Eritrean Christians raise concern over continued house arrest of church leader

Enda Mariam Orthodox Cathedral in Asmara, Eritrea | Wikimedia Commons/David Stanley

Eritrean Christians have expressed concern regarding the current status of Patriarch Antonios of the Eritrean Orthodox Church who has been under house arrest since January 2007.

The patriarch's reappearance in public at a church service on 16 July fueled speculations about his imminent release, but the concerns about his freedom were renewed after he failed to deliver the traditional televised Geez New Year blessing on Sept. 11.

According to Christian Solidarity Worldwide (CSW), the patriarch was not permitted to speak when he appeared at the church service in July, despite being overheard asking for the opportunity to address the congregation. He was quickly ushered off the premises and was reportedly put under house arrest at a new location.

As the demands to hear from the church leader grew, a video showing Antonios speaking to "workers of the patriarchate" was released, along with fresh photographs of the patriarch blessing selected visitors.
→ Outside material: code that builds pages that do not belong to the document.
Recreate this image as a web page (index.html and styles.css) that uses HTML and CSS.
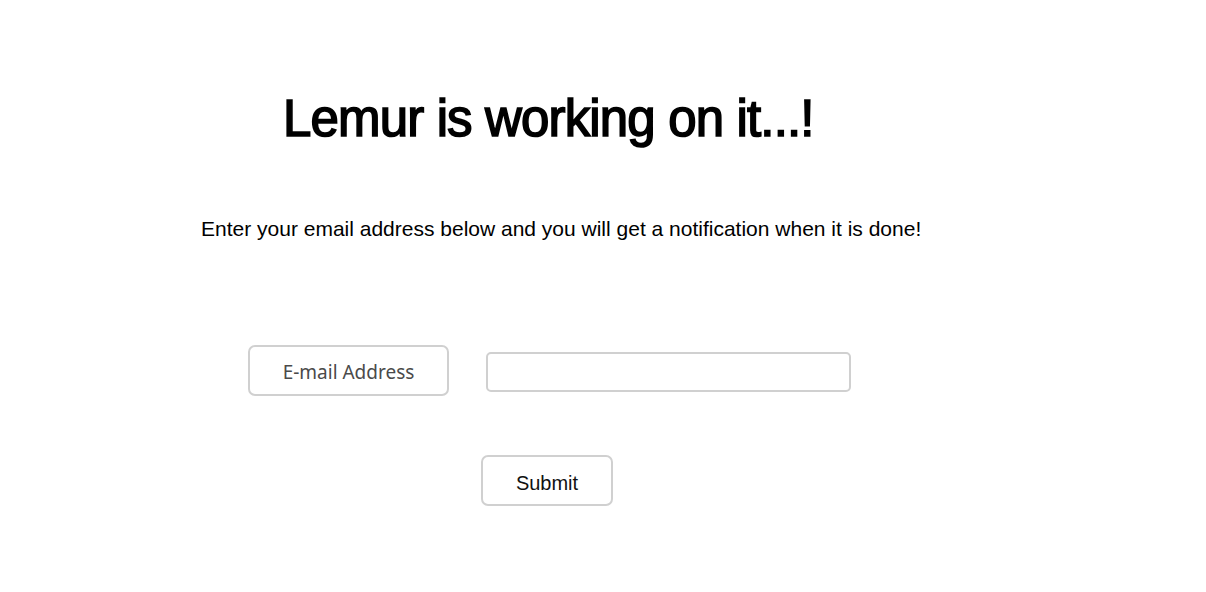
FILE: index.html
```html
<!DOCTYPE html>
<html>
<head>
<meta charset="utf-8">
<link rel="stylesheet" href="styles.css">
</head>
<body>
<main class="page">
  <h1 class="title">Lemur is working on it...!</h1>
  <p class="subtitle">Enter your email address below and you will get a notification when it is done!</p>
  <form class="form">
    <div class="row">
      <span class="label">E-mail Address</span>
      <input class="email" type="text">
    </div>
    <button class="submit" type="button">Submit</button>
  </form>
</main>
</body>
</html>
```
FILE: styles.css
```css
html, body {
  margin: 0;
  padding: 0;
  background: #fff;
}
.page {
  display: flex;
  flex-direction: column;
  align-items: flex-start;
  font-family: "Liberation Sans", Arial, sans-serif;
  color: #000;
}
.title {
  margin: 89px 0 0 283px;
  font-size: 51px;
  font-weight: normal;
  line-height: 60px;
  letter-spacing: -0.85px;
  -webkit-text-stroke: 1.6px #000;
}
.subtitle {
  margin: 67px 0 0 201px;
  font-size: 21px;
  line-height: 26px;
  letter-spacing: 0;
}
.form {
  display: flex;
  flex-direction: column;
  align-items: flex-start;
  margin: 103px 0 0 0;
}
.row {
  display: flex;
  align-items: center;
  gap: 37px;
  margin-left: 248px;
}
.label {
  box-sizing: border-box;
  width: 201px;
  height: 51px;
  border: 2px solid #d0d0d0;
  border-radius: 7px;
  display: flex;
  align-items: center;
  justify-content: center;
  padding-top: 2px;
  font-family: "Noto Sans", "Open Sans", sans-serif;
  font-size: 19px;
  color: #4a4a4a;
}
.email {
  box-sizing: border-box;
  width: 365px;
  height: 40px;
  border: 2px solid #d0d0d0;
  border-radius: 5px;
  margin: 3px 0 0 0;
  padding: 0 6px;
  outline: none;
}
.submit {
  box-sizing: border-box;
  margin: 59px 0 0 481px;
  width: 132px;
  height: 51px;
  border: 2px solid #d0d0d0;
  border-radius: 7px;
  background: #fff;
  font-family: "Liberation Sans", Arial, sans-serif;
  font-size: 20px;
  color: #111;
  padding: 5px 0 0 0;
}
```
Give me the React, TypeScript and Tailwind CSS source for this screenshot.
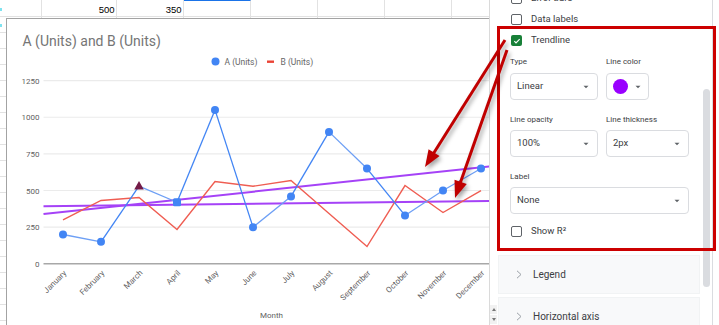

However, questions arose regarding the manner and terms of his release after he failed to deliver the New Year blessing.

The New Year blessing, which marks the start of the year according to the Julian calendar, was delivered last week by Bishop Lukas, a pro-government cleric who is said to harbor ambitions of being the next patriarch.

CSW's sources have said that the patriarch's failure to deliver the New Year message "is the biggest sign that he is still not restored fully to his position. Under canon law, if a patriarch is around, a bishop should not give the benediction." It was also seen as a further confirmation that he was only allowed to reappear in public to offset international criticism by giving the impression of an improvement in human rights, and to ease the path to succession for Lukas.

"There appears to have been no real change in his circumstances, and, despite being able to receive selected visitors, Abune Antonios is neither truly free nor fully reinstated to his rightful office," said CSW's Chief Executive Mervyn Thomas.

"If he is indeed free, then the Eritrean government must permit the EU Delegation and other members of the international community with a diplomatic presence in Asmara to visit the patriarch and monitor his wellbeing," he added.

Antonios was removed from office after he repeatedly objected to government interference in ecclesiastical affairs. He is just one of thousands of prisoners of conscience in Eritrea; several hundred of whom are Christians.

The Eritrean government had stepped up its crackdown on Christians in May, with over 200 believers detained in remote desert areas, following house to house raids in different cities.

The man behind the persecution, Eritrean President Isaias Afewerki, is a member of the Eritrean Orthodox church, which is among the only three Christian denominations allowed to function in the country. His restrictive policies are said to be more about his fear that religion will mobilize people as a political force than religion per se.

Eritrea is currently ranked on Open Doors USA's 2017 World Watch List as the 10th worst nation in the world when it comes to Christian persecution.